Peut-être avez-vous déjà croisé notre poupée d’empathie se trouvant à l’unité protégée et cela vous a sans doute interpellé...
Les poupées d’empathie sont des outils thérapeutiques, permettant l’apaisement de certains troubles du comportement des personnes souffrant de maladie neurodégénératives (type Alzheimer). De nombreuses études scientifiques ont révélé leurs bénéfices, et voici leur secret... Elles agissent comme des objets transitionnels, au même titre qu’une peluche pour un enfant.
Mais alors qu'est qu'un objet transitionnel ? Ce terme a été créé par Daniel Winnicott, il désigne un objet qui permet de gérer les angoisses pendant l’absence des parents. Chez un nourrisson, le cerveau n’est pas suffisamment mature pour se représenter en mémoire les objets vivants en leur absence. Alors, lorsque le parent sort du champ visuel, pour le nourrisson c’est comme s'il disparaissait. Un objet dit transitionnel lui permet d'attendre le retour de l'objet d'Amour (père ou mère) et de l’apaiser en leur absence.
En quoi cela concerne les résidents de l’unité protégée ?
Parce que dans les maladies neurodégénératives, il arrive parfois que cette fonction d'"imaginer les objets en leur absence" soit lésée. Donc dès que je suis seul(e), je peux revivre l'angoisse primaire comme le nourrisson, et me sentir abandonné, perdu, seul au monde... Certains crient "Maman", "au secours" pour calmer leur angoisse. Les poupées d’empathie peuvent avoir la fonction de pallier l’absence de l’être aimé.
Les poupées ont une texture douce et agréable et elles sont lestées. Les poser sur ses genoux ou les prendre contre soi est un geste connu, rassurant, qui réveille des souvenirs de parentalité et/ou des émotions perdues. Ces ressentis canalisent les troubles et permettent de lâcher prise et de se détendre. Le fait de tenir contre soi la poupée favorise un sentiment de bien-être global, qui se prolonge au-delà de cet instant.

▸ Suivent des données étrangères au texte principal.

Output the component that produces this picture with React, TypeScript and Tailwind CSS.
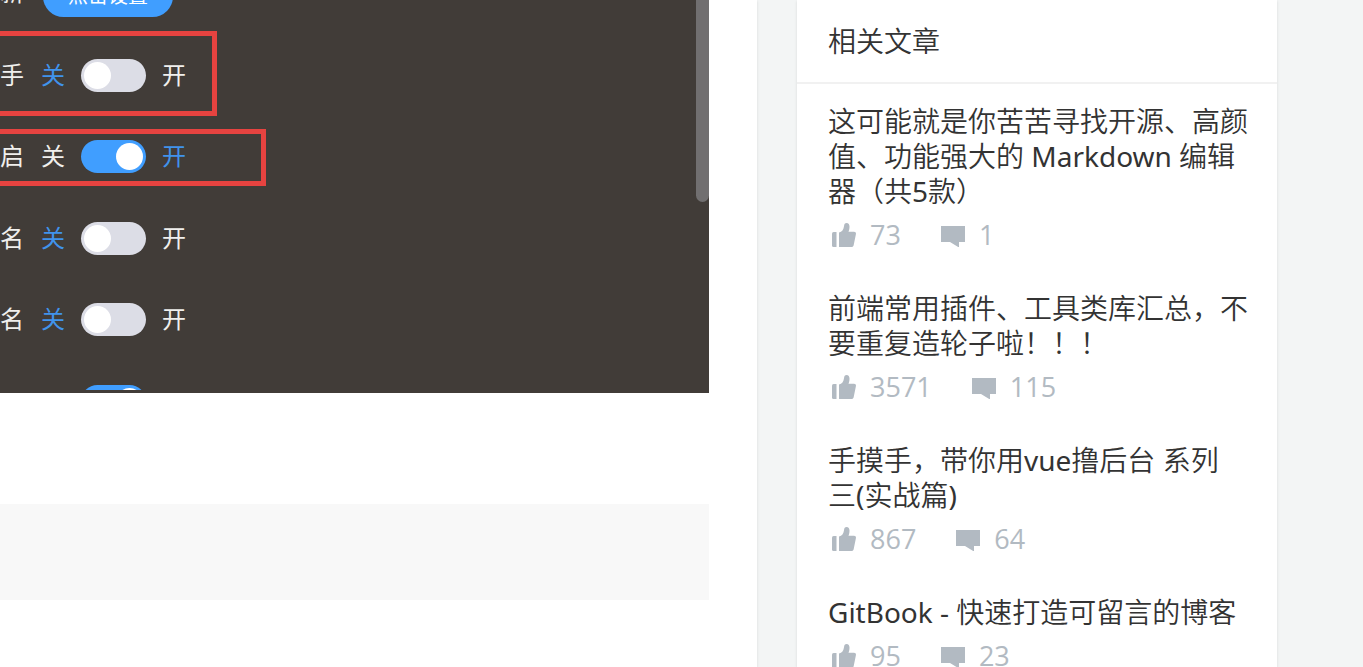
import React from 'react';

type Article = { title: string; likes: number; comments: number };

const articles: Article[] = [
  { title: '这可能就是你苦苦寻找开源、高颜值、功能强大的 Markdown 编辑器（共5款）', likes: 73, comments: 1 },
  { title: '前端常用插件、工具类库汇总，不要重复造轮子啦！！！', likes: 3571, comments: 115 },
  { title: '手摸手，带你用vue撸后台 系列\n三(实战篇)', likes: 867, comments: 64 },
  { title: 'GitBook - 快速打造可留言的博客', likes: 95, comments: 23 },
];

function ThumbIcon() {
  return (
    <svg width="24" height="24" viewBox="0 0 24 24" fill="currentColor" aria-hidden="true">
      <path d="M1.6 9H4.5V24H1.6Q0 24 0 22.4V10.6Q0 9 1.6 9Z" />
      <path d="M7 24V9.6C10 8.8 11.6 6.5 12 3.2C12.2 1 13 0 14.5 0C16.6 0 17.5 1.6 17.5 3.6C17.5 5.6 17.2 7.2 16.5 8.8H22C23.5 8.8 24.2 9.8 23.9 11.2L21.7 22C21.4 23.4 20.6 24 19.4 24Z" />
    </svg>
  );
}

function CommentIcon() {
  return (
    <svg width="24" height="24" viewBox="0 0 24 24" fill="currentColor" aria-hidden="true">
      <path d="M0 3H24V19H18V24.5L9 19H0Z" />
    </svg>
  );
}

/* Latin runs are set in regular weight, Chinese text a little lighter. */
function Title({ text }: { text: string }) {
  return (
    <>
      {text.split(/([ -~]+)/).map((run, i) =>
        i % 2 === 1 ? (
          <span key={i} className="font-normal">{run}</span>
        ) : (
          run
        ),
      )}
    </>
  );
}

function Toggle({ id, on, label }: { id: string; on: boolean; label?: string }) {
  return (
    <input
      id={id}
      type="checkbox"
      role="switch"
      aria-label={label}
      defaultChecked={on}
      className="flex h-[33px] w-[65px] shrink-0 appearance-none items-center rounded-full bg-[#dcdde6] px-[3px] before:block before:size-[27px] before:rounded-full before:bg-white checked:justify-end checked:bg-[#409eff]"
    />
  );
}

function SwitchRow({ id, name, on }: { id: string; name: string; on: boolean }) {
  return (
    <div className="flex h-[33px] items-center text-[24px] leading-[29px] text-[#f0efed]">
      <label htmlFor={id} className="w-[41px] pb-1">{name}</label>
      <span className={on ? 'w-10 pb-1' : 'w-10 pb-1 text-[#4093ec]'}>关</span>
      <Toggle id={id} on={on} />
      <span className={on ? 'ml-4 pb-1 text-[#4093ec]' : 'ml-4 pb-1'}>开</span>
    </div>
  );
}

export default function App() {
  return (
    <div className="flex h-screen items-stretch gap-10 overflow-hidden bg-[#f3f5f5] pr-[86px] font-['Noto_Sans','Noto_Sans_CJK_SC',sans-serif] text-[#333]">
      <main className="min-w-0 flex-1 bg-white pr-12 shadow-sm">
        <div className="flex items-start bg-[#413c38] pb-[3px] font-['Noto_Sans_CJK_SC',sans-serif]">
          <div className="min-w-0 flex-1">
            <div className="flex h-[17px] items-end overflow-hidden text-[24px] leading-[33px] text-[#f0efed]">
              <span className="w-[43px] pb-[10px]">新</span>
              <button type="button" className="h-[41px] w-[130px] shrink-0 rounded-full bg-[#409eff] pb-1 text-[20px] leading-[37px] text-white">
                点击设置
              </button>
            </div>
            <div className="mt-[14px] h-[85px] w-[217px] border-y-[5px] border-r-[5px] border-[#e64340] pt-[23px]">
              <SwitchRow id="assistant" name="手" on={false} />
            </div>
            <div className="mt-[13px] h-[57px] w-[266px] border-y-[5px] border-r-[5px] border-[#e64340] pt-[6px]">
              <SwitchRow id="enable" name="启" on />
            </div>
            <div className="mt-9">
              <SwitchRow id="name-a" name="名" on={false} />
            </div>
            <div className="mt-12">
              <SwitchRow id="name-b" name="名" on={false} />
            </div>
            <div className="mt-[49px] h-[5px] overflow-hidden pl-[81px]">
              <Toggle id="more" on label="开" />
            </div>
          </div>
          <div className="h-[202px] w-[13px] rounded-b-full bg-[#716f70]" />
        </div>
        <div className="mt-[111px] h-24 bg-[#f8f8f8]" />
      </main>

      <aside className="w-[480px] shrink-0 bg-white shadow-sm">
        <h2 className="border-b-2 border-[#f1f1f1] px-[31px] py-5 text-[28px] leading-[42px] font-[350]">相关文章</h2>
        <ul className="pt-5">
          {articles.map((a) => (
            <li key={a.title} className="mb-[38px] pr-[25px] pl-[31px]">
              <a href="#" className="block text-[28px] leading-[35px] font-[350] whitespace-pre-line">
                <Title text={a.title} />
              </a>
              <div className="mt-2 flex h-9 items-center font-['Open_Sans',sans-serif] text-[27px] leading-9 text-[#b2bac2]">
                <span className="ml-1 flex items-center gap-[14px]">
                  <ThumbIcon />
                  {a.likes}
                </span>
                <span className="ml-10 flex items-center gap-[14px]">
                  <CommentIcon />
                  {a.comments}
                </span>
              </div>
            </li>
          ))}
        </ul>
      </aside>
    </div>
  );
}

Quand une personne prend une poupée empathique dans ses bras, le premier réflexe est parfois de lui parler, lui chanter une berceuse... Cela arrive même à des personnes mutiques, replier sur elles-mêmes. Cet outil permet d’encourager la verbalisation mais aussi les interactions avec les autres personnes. La personne peut présenter la poupée aux autres résidents ou au personnel soignant par exemple, racontant ce qu’elles viennent de faire ensemble, recréant un lien social qui peut se prolonger sur d’autres sujets. Les autres résidents sont parfois curieux et s’approchent plus facilement.
Une personne qui prend une poupée empathique la prend aussi symboliquement en charge. Elle peut se sentir responsable de la poupée, elle peut lui parler, la promener, la changer, la mettre au lit. Tout cela peut lui redonner confiance en ses capacités et valoriser son estime de soi. Elle permet de sortir d’une posture de dépendance et responsabilise la personne à « prendre soin de »
Précisons que l’idée n’est pas d’infantiliser la personne en la faisant jouer à la poupée. Nous ne cherchons pas non plus à la duper en lui faisant croire que c’est un vrai enfant. La poupée à volontairement un visage naïf et non réaliste. C’est la personne qui entreprendra ou non une interaction avec la poupée et qui y projettera ce qu’elle y souhaite. Cependant, si elle pense que c’est un vrai bébé, nous ne la contrediront pas, car c’est que cela a du sens pour elle.
La poupée d’empathie n’est jamais imposée et sa présentation doit être réfléchie au regard de l’histoire de vie du résident. Certaines personnes peuvent ne pas apprécier et rejeter les poupées, nous devons le respecter.